The data gaps are not accidental. They represent what the system chooses not to see. Without measurement of the actual wage differential between men and women, advocacy organizations cannot demonstrate the scale of the problem or track whether interventions work. Without tracking women's time use in sufficient detail, policymakers can ignore the unpaid labor subsidy that underwrites the formal economy. Without monitoring how many women transition from informal to formal employment, or how educational investments translate into earnings, the system can claim progress based on policy adoption while conditions deteriorate. The adolescent birth rate increased between 2020 and 2021 even as legal frameworks remained fully in place, suggesting that what gets measured as gender equality bears little relationship to what women actually experience.
The Representation Gap
As of February 2024, women held only 11% of parliamentary seats in Liberia, according to UN Women. This political exclusion matters economically because it determines who sets budget priorities, who writes labor regulations, and who decides which indicators to measure. Over 100 women's organizations operate in Liberia, according to the Women's NGO Secretariat of Liberia, yet they must advocate to a governing structure where women hold minimal formal power. The organizations can document problems, provide services, and mobilize communities, but they cannot directly rewrite the economic rules that channel women into vulnerable employment or mandate measurement of the gender pay gap.
The political marginalization reflects and reinforces the economic marginalization. Women working in vulnerable employment lack the time, resources, and networks to mount political campaigns. Women who never attended school face additional barriers to navigating political systems or articulating policy alternatives. The same mechanisms that produce the wage gap ensure that those most affected by it have the least power to change it. The system achieves stability not through legitimacy but through successfully distributing power away from those who might challenge its fundamental operations.
What the System Reveals
Liberia's gender wage gap exposes how modern economies can run on extraction while maintaining the appearance of equality. The extraction occurs not primarily through discriminatory pay for identical work, though that exists, but through a more sophisticated mechanism: converting women's unpaid labor into economic vulnerability, then offering only vulnerable employment as an alternative, then failing to measure the outcomes that would reveal the system's actual function. Legal frameworks provide the appearance of commitment to gender equality while 41% of relevant indicators remain untracked, ensuring that the gap between policy and reality stays invisible.
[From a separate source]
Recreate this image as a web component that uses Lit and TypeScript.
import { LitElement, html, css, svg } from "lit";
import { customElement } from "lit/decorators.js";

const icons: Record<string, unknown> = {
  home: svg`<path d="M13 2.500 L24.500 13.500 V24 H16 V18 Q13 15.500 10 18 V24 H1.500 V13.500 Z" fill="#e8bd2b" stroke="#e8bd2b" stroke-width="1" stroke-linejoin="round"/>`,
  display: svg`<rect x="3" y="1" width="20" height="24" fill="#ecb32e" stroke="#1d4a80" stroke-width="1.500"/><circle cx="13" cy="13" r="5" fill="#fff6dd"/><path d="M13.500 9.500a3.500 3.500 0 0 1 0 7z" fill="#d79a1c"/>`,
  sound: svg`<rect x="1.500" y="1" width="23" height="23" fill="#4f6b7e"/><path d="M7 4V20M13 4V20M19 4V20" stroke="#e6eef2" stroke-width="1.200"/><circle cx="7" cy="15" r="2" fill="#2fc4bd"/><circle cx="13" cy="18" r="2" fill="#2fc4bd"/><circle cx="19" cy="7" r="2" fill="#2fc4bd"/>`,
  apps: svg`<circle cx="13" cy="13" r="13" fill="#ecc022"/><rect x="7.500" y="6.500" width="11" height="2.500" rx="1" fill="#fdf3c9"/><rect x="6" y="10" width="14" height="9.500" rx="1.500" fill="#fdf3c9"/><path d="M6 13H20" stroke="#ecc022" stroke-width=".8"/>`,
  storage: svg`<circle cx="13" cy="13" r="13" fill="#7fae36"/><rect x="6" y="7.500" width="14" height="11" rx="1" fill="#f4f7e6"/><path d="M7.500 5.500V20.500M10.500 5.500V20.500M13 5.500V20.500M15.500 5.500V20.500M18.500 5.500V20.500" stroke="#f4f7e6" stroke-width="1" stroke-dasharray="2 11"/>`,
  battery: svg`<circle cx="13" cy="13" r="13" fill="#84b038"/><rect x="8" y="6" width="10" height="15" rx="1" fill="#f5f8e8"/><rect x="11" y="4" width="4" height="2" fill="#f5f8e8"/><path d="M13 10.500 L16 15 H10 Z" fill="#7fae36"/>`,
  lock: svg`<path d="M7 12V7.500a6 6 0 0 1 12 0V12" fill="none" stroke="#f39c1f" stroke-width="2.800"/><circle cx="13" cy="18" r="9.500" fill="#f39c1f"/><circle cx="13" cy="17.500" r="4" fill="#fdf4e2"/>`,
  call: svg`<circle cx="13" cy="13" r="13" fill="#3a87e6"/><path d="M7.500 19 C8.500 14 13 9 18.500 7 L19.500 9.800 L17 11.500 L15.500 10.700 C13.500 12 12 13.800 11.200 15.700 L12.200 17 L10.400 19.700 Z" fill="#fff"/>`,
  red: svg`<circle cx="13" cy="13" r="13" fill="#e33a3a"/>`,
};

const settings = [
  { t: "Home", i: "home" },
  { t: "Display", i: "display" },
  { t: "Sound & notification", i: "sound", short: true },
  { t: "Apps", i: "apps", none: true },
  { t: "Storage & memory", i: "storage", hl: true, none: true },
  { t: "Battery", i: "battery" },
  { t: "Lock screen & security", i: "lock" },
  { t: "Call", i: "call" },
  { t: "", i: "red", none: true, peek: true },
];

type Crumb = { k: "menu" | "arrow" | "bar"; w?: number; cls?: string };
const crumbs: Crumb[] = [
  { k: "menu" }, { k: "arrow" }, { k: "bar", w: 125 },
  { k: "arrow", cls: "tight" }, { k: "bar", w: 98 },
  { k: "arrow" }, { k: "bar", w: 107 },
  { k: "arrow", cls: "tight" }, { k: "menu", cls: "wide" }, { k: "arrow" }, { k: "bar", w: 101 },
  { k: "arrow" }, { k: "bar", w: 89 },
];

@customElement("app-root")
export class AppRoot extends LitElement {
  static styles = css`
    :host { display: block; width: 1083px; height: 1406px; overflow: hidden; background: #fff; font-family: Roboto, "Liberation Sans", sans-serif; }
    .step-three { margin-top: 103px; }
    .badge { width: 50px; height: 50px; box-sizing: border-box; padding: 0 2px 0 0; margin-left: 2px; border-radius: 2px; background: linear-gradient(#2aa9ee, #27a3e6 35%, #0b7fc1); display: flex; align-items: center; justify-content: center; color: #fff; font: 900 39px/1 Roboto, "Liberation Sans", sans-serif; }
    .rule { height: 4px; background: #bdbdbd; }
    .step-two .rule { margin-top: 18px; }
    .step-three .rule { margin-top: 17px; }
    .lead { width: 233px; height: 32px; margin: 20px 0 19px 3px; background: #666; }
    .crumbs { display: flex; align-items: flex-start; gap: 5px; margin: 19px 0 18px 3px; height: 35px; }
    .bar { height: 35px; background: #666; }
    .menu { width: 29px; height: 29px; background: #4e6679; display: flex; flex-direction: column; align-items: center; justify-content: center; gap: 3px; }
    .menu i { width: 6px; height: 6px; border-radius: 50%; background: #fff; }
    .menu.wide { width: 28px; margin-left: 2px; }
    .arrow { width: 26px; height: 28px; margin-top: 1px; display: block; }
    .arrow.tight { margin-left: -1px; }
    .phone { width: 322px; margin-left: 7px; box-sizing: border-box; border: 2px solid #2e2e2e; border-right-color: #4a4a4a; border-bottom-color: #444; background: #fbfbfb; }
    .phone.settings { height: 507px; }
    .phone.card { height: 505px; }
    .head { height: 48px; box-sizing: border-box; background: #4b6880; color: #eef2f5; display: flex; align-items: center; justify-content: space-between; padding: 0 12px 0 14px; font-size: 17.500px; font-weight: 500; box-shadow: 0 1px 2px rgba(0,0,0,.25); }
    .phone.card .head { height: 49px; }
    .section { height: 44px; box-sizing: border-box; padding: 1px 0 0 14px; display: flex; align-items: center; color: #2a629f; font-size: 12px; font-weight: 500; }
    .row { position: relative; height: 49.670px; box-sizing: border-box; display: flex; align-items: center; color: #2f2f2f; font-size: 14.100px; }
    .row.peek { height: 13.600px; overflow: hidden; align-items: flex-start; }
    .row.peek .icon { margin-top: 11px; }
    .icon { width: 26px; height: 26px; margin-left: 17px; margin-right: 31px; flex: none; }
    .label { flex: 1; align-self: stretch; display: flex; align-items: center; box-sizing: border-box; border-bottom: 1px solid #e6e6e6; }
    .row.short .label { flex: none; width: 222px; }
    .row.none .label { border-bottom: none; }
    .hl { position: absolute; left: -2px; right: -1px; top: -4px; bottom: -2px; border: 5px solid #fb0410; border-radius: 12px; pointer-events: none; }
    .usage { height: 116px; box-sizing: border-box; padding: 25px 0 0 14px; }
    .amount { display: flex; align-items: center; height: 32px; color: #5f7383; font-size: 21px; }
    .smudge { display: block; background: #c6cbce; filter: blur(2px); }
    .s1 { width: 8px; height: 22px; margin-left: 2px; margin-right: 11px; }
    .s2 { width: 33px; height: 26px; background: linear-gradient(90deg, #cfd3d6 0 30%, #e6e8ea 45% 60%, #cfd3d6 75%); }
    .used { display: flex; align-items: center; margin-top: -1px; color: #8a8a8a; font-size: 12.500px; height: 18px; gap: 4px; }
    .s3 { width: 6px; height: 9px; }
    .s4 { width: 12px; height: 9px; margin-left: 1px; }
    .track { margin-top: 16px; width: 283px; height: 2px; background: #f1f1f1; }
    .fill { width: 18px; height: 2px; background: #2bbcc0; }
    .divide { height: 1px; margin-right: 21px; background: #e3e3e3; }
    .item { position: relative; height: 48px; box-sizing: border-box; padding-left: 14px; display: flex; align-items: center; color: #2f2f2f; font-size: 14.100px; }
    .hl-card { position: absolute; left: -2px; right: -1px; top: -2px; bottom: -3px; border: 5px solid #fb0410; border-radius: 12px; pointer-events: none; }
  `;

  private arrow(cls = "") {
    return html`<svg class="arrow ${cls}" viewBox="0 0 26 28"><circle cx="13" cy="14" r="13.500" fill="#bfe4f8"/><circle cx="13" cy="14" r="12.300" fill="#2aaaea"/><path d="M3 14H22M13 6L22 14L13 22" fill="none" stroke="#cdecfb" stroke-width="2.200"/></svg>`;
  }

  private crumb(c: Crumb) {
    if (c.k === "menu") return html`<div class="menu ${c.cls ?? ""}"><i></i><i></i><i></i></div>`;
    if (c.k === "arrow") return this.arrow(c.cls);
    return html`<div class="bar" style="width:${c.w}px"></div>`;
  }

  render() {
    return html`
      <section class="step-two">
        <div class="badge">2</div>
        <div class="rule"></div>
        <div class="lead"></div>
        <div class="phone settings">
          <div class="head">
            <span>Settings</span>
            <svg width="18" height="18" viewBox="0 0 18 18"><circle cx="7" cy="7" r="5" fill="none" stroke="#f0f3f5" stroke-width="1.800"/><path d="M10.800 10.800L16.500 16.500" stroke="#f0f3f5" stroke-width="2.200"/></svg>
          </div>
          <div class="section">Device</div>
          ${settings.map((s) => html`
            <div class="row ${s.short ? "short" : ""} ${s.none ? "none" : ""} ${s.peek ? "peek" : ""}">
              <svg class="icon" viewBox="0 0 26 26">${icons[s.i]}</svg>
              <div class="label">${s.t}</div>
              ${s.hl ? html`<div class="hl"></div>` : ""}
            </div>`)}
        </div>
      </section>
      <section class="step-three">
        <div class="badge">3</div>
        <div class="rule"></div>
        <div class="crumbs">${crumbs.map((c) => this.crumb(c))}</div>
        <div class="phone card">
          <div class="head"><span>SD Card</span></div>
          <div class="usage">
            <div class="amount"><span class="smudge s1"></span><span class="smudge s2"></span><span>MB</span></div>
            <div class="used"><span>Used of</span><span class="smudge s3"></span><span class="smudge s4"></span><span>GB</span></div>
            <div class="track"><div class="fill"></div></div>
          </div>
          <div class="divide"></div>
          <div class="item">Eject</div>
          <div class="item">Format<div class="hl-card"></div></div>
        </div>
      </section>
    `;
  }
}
The system's sophistication lies in its ability to make structural problems appear as individual circumstances. A woman who never attended school seems to have missed an opportunity. A woman in vulnerable employment seems to have chosen informal work. A woman who cannot leave an abusive relationship seems to lack courage. But when 40% of women never attended school, when 90% of employed women work in vulnerable positions, when 26.9% report intimate partner violence, these are not individual failures. They are the system functioning as designed: extracting maximum labor at minimum cost while distributing just enough formal equality to claim progress. The wage gap is not a market failure. It is a market success, efficiently converting women's time and labor into economic value that accrues elsewhere.